This is not, of course, to pretend they did not happen … and if you really want to re-tread such highlights of New Zealand political history as the time Muldoon necessitated the 1689 Bill of Rights being invoked at him (specifically, the bit covering what monarchs are allowed to do) because he pretty much managed to circumvent Parliament’s law-making ability through pure force of personal charisma alone; the time concerned citizens attempted to secede from New Zealand in order to prevent one of his Think Big projects going ahead; the time his cavalier attitude tointernational agreements brought the country about as close as it’s ever been to a civil war during the 20th century; or the time he provoked an apparent constitutional crisis by refusing to do something bloody stupid suggested by Roger Douglas with the New Zealand dollar … then you can. Dr Russel Norman’s variousstatements on the subject do quite a reasonable job at enumerating Muldoon’s various crimes against ecology and the rule of law; although I had noted with some amusement the problem Dr Norman faces when dealing with the Think Big parts of Muldoon’s legacy – as a Green with a sense of history, he’s no doubt appalled at the environmental impacts of the projects; yet, as a left-winger with a sense of present, I’m sure the lack of overt and specific condemnation for Think Big (in fact, he points out Think Big made more sense than the Roads of National Significance program) derives from our mutual appreciation for what a state with an aggressively pro-active attitude to fostering its economy by strategically increasing its asset base can actually achieve.

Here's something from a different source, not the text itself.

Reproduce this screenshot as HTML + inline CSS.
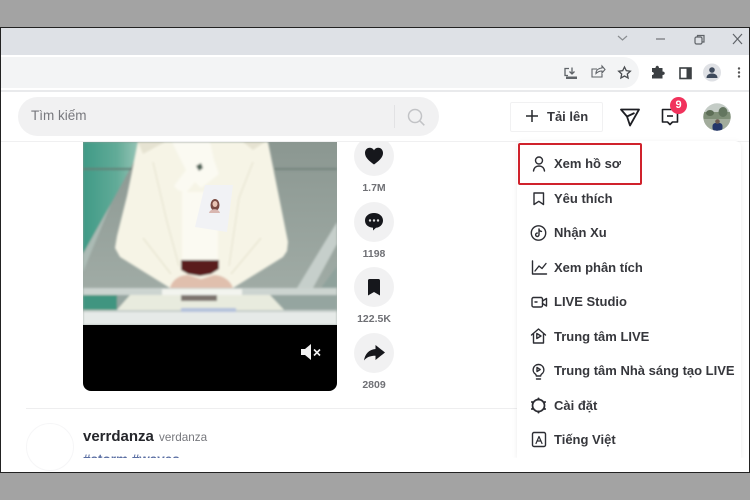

But if we are to gain some value from disturbing the tomb of Muldoon (beyond somewhat wide rhetorical shots at the man’s antithetical successor presently leading the National Party), and see what lessons we might derive from his record for Fortress Aotearoa here in the 21st century; then it is not to the left-wing invocation of Muldoon that we turn, but rather to his right-wing bete-noir counterpart.

Because that’s where the actual record of something fundamentally /different/ from the post-1984 neoliberal consensus in our history is to be found. It’s also why the more … frothy elements to our domestic right wing keep churning out endless screeds of thought-terminating cliches about going on a waiting-list for imported consumer goods, carless days (what an environmental policy win that would be today lol!), the length of time it took to get a telephone connected, or rampant and runaway inflation. Because what better way to stifle any debate about what shape alternative, state-centric economic arrangements to warmed-over neoliberalism might look like, than by deluging anybody who might participate or take an interest in said debate with so much empty rhetoric about “inevitable” consequences for challenging the neoliberal paradigm. [I hereby apologize for using the phrase “neoliberal paradigm”. I am not a sociology student. It won’t happen again]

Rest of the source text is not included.